Web page code records:
** START **
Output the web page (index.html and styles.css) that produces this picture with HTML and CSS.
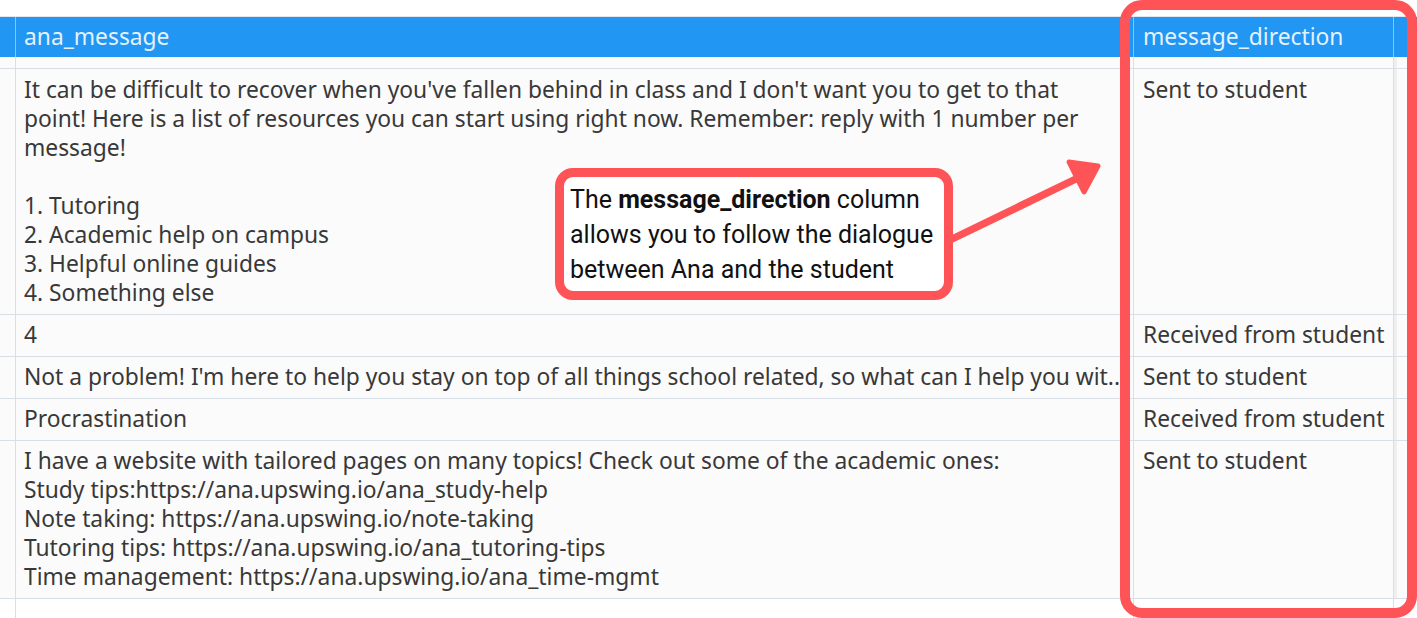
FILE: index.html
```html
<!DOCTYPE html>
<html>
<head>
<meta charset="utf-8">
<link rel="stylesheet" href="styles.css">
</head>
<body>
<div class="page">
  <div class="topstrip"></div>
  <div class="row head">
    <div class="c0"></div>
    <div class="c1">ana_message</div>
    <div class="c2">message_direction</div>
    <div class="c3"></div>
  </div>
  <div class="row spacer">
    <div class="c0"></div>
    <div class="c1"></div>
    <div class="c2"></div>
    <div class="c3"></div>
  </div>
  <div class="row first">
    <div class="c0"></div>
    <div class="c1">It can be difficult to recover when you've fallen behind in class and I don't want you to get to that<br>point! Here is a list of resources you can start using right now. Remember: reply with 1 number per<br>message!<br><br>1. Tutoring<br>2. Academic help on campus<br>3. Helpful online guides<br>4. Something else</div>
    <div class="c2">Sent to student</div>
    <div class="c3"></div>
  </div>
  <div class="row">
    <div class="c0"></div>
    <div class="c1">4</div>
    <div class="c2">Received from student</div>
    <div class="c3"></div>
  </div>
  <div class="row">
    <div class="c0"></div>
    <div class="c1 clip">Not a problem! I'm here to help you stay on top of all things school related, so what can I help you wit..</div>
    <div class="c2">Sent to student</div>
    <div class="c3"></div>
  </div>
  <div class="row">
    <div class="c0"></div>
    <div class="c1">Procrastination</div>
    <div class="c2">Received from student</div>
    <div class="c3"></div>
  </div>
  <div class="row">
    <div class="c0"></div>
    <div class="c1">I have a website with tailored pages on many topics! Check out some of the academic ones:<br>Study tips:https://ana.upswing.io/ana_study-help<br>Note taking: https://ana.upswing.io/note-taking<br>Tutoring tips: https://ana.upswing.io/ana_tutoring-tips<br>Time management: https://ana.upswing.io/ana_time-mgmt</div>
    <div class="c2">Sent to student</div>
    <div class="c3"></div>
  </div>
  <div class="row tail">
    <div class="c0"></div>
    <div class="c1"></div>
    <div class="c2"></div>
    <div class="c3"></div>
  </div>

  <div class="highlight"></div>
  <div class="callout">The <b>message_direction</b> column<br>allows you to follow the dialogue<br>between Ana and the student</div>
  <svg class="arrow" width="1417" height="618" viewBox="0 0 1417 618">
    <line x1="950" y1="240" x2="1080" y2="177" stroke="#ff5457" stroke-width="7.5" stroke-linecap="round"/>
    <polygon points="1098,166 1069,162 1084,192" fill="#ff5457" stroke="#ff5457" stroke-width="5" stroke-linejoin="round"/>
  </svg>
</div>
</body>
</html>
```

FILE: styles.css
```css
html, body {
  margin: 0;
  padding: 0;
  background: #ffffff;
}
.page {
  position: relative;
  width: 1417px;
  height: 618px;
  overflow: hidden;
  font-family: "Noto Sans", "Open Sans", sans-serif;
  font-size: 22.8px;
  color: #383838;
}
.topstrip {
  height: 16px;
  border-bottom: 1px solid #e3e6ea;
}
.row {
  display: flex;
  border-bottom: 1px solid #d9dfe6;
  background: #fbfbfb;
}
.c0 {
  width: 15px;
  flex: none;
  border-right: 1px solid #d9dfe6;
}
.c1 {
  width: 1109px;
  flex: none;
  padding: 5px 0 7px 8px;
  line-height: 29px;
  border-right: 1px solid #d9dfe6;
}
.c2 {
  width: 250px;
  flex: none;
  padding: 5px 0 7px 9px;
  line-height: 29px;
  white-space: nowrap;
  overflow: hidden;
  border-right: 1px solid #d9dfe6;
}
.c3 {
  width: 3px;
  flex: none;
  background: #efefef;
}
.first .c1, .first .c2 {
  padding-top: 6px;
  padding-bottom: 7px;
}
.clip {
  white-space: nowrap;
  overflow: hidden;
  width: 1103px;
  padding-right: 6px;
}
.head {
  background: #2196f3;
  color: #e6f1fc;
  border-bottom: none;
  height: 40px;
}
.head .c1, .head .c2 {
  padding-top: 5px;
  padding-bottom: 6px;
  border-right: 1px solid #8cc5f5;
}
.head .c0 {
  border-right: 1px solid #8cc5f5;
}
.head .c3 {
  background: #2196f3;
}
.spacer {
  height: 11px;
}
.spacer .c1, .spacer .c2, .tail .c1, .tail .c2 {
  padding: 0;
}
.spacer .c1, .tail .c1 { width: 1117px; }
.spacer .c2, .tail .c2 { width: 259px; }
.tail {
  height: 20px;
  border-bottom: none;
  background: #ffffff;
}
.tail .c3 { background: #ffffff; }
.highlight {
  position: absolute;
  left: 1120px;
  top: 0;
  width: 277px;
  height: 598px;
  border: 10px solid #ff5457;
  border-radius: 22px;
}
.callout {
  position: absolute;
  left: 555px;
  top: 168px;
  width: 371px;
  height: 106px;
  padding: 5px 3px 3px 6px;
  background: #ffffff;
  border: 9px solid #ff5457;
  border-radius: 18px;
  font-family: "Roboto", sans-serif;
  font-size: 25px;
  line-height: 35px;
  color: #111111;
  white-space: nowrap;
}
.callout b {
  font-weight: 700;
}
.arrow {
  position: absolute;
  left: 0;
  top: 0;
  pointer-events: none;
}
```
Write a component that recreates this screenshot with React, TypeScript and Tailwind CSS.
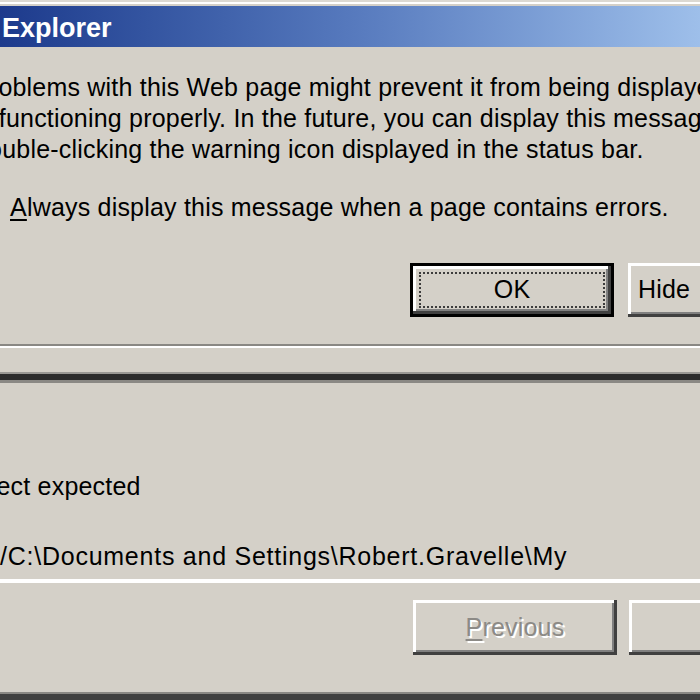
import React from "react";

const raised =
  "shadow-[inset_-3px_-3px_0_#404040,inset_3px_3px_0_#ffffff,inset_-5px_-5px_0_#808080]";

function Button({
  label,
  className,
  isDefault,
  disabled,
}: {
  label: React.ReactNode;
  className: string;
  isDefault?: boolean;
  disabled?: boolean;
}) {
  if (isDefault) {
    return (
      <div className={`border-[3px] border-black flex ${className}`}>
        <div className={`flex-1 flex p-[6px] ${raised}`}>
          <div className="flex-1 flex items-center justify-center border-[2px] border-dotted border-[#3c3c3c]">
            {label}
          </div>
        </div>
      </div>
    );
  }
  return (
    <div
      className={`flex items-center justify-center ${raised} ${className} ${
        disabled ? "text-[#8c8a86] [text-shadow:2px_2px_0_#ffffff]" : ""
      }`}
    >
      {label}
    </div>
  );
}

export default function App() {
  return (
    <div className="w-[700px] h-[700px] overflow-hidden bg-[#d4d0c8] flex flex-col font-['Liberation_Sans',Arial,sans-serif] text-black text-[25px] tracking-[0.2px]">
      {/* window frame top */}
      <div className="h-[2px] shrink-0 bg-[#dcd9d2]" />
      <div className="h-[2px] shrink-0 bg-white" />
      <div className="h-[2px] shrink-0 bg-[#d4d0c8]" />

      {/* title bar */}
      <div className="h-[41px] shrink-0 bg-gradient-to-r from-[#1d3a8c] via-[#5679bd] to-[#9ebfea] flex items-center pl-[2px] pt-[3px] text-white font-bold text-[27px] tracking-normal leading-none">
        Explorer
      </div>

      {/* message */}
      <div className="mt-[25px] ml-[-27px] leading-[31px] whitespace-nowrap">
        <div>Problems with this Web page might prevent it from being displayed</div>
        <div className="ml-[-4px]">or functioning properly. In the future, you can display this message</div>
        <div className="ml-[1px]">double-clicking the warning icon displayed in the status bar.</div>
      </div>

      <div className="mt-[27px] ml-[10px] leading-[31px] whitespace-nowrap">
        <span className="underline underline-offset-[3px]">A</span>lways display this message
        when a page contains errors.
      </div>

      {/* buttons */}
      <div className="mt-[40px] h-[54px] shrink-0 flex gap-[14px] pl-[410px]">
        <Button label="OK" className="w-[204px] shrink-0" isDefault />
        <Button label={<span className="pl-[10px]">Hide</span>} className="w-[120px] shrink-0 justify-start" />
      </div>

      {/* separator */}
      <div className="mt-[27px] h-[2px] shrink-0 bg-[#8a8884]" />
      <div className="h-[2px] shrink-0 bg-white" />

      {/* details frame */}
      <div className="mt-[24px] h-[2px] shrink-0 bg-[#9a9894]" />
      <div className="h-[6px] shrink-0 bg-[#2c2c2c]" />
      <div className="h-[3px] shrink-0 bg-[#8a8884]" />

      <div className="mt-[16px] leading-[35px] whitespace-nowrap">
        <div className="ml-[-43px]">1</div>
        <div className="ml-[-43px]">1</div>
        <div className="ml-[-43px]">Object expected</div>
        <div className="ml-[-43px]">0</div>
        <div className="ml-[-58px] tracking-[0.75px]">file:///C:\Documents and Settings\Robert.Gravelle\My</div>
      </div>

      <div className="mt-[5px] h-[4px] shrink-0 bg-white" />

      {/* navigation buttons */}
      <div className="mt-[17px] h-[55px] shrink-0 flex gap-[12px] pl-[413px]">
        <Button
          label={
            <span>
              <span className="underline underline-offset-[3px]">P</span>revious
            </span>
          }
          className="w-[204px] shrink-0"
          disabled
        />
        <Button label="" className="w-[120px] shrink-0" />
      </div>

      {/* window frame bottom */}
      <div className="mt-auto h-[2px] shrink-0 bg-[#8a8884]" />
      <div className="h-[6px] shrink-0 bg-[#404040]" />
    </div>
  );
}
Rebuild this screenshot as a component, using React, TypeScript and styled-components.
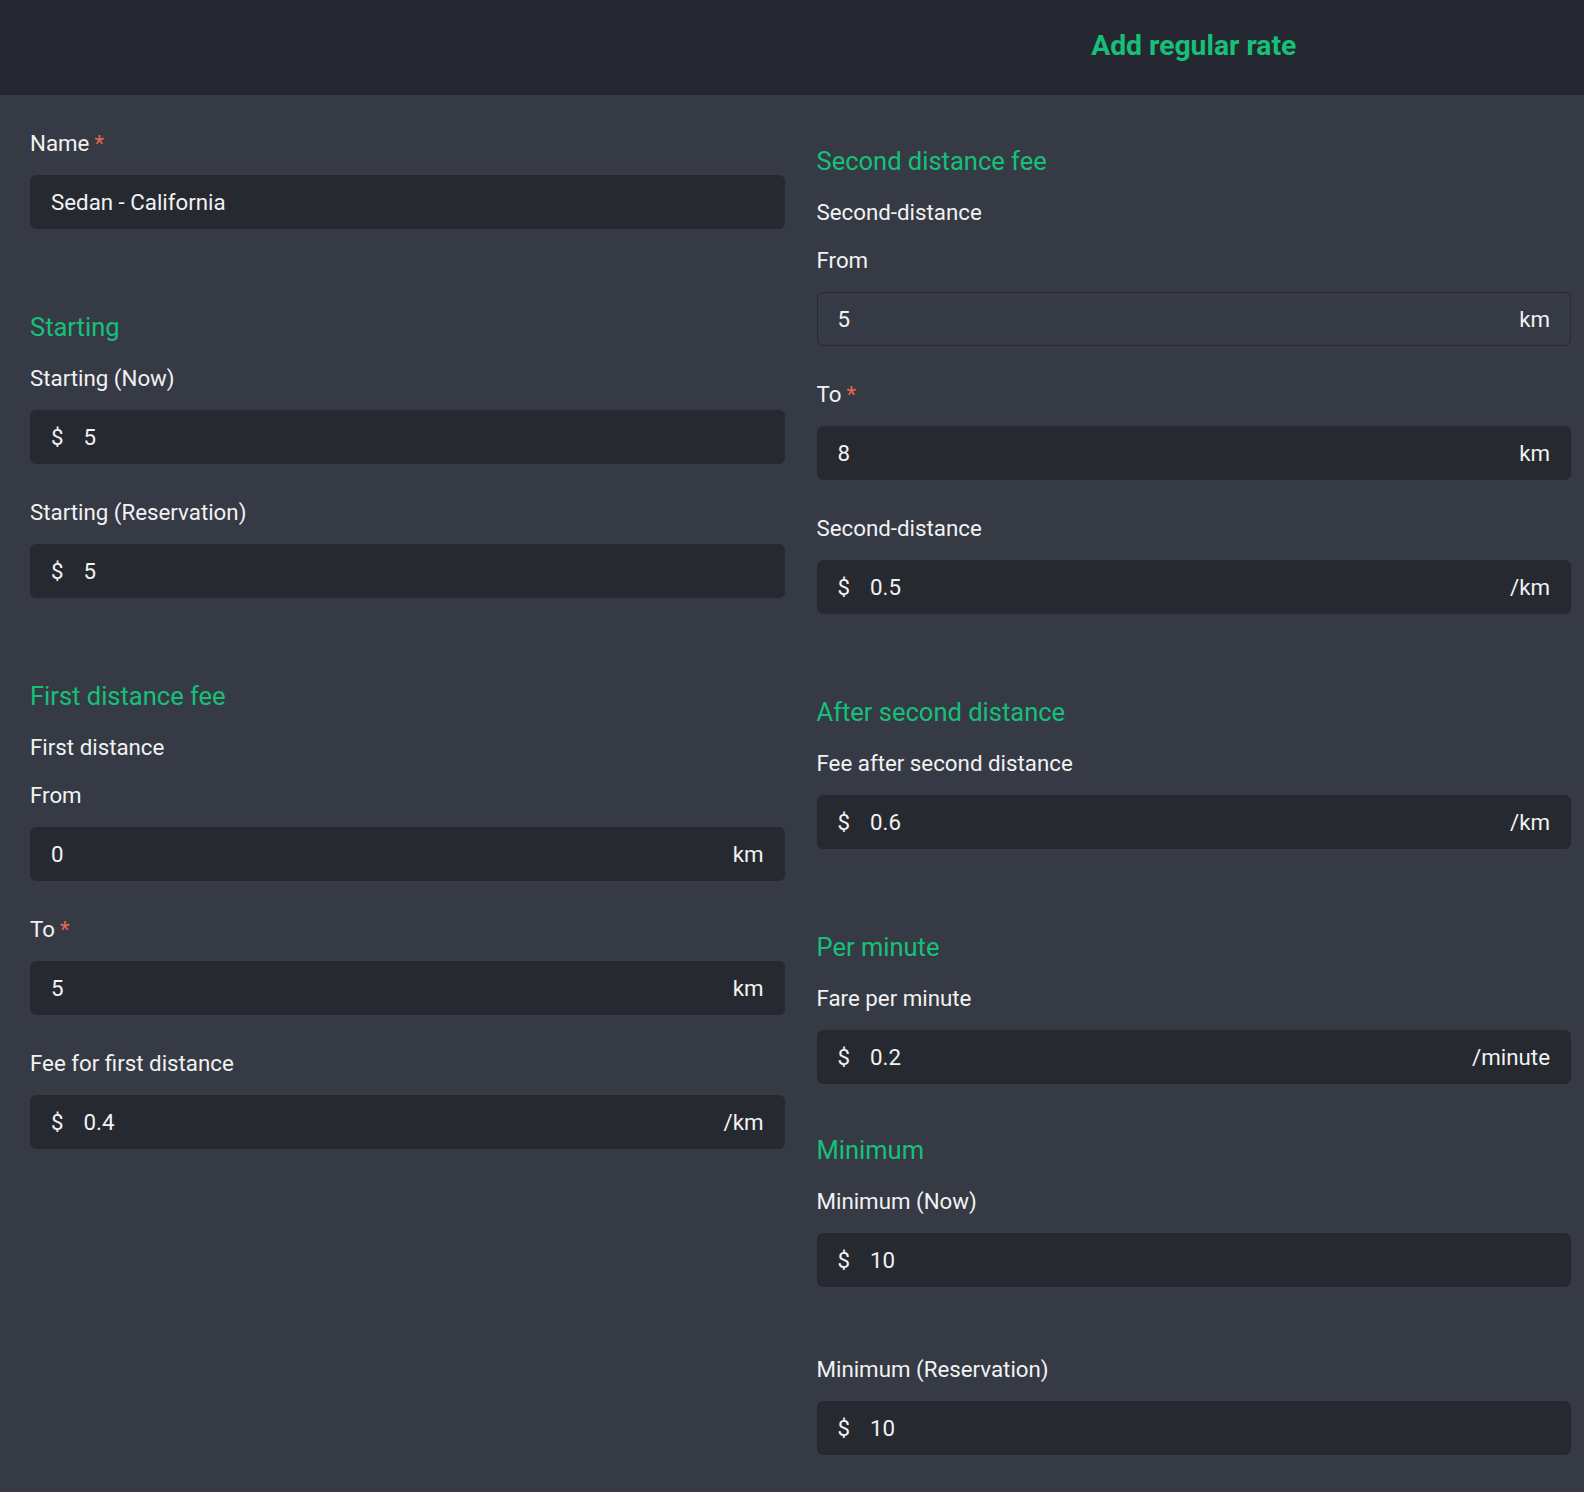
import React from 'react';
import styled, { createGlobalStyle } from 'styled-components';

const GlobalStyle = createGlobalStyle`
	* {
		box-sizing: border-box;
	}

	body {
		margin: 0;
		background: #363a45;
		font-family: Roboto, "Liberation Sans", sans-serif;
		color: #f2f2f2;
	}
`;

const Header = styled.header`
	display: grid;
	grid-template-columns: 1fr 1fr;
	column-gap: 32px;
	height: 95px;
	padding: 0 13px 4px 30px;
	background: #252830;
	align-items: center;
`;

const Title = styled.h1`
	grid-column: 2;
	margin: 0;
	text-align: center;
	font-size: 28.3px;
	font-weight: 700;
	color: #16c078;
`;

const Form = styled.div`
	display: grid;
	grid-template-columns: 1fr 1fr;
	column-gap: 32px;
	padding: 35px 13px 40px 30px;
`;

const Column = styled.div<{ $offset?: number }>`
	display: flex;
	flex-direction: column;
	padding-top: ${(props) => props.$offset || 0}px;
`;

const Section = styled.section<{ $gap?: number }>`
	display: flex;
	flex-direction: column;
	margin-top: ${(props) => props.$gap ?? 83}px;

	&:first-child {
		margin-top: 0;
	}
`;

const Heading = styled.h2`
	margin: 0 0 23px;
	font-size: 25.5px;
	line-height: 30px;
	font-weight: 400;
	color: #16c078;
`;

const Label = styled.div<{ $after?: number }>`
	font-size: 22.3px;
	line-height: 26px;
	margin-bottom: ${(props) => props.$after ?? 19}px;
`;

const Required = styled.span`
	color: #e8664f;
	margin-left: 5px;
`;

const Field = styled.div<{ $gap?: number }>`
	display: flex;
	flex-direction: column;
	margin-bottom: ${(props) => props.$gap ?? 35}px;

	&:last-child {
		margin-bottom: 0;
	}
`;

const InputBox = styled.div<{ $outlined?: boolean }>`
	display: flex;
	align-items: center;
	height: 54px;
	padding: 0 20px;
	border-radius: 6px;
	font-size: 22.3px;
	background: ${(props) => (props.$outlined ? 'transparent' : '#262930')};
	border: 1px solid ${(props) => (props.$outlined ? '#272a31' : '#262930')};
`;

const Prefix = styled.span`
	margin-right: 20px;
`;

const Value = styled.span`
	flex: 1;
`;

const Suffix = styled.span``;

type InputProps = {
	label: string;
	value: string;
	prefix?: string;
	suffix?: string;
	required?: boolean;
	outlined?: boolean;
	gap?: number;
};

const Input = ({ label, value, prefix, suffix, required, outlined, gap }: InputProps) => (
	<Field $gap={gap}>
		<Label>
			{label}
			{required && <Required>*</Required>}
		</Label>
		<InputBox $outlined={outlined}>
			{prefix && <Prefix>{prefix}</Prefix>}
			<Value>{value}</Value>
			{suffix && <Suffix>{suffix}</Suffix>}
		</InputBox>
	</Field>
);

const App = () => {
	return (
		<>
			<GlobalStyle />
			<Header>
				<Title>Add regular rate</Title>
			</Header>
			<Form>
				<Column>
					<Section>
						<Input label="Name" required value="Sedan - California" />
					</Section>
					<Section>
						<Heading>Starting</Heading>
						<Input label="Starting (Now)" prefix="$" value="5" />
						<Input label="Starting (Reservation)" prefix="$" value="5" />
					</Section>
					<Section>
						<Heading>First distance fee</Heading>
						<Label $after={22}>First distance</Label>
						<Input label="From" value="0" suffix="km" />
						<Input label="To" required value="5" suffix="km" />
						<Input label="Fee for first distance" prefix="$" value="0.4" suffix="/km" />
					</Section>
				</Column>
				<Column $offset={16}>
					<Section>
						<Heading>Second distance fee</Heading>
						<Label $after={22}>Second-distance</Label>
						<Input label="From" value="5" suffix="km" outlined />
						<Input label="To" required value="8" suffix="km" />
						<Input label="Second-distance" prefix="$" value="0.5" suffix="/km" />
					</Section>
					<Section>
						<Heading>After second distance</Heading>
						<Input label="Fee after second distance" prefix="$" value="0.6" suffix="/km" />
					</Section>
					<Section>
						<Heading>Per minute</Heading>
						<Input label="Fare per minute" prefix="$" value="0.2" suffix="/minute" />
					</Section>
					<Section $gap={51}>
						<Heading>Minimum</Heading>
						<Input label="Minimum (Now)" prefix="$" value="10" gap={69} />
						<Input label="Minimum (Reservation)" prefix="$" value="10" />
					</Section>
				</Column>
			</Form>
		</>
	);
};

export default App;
** END **
● Short problem
Pull out every line holding "styles" from the records above, and copy it.

● Completed task
Output the web page (index.html and styles.css) that produces this picture with HTML and CSS.
<link rel="stylesheet" href="styles.css">
FILE: styles.css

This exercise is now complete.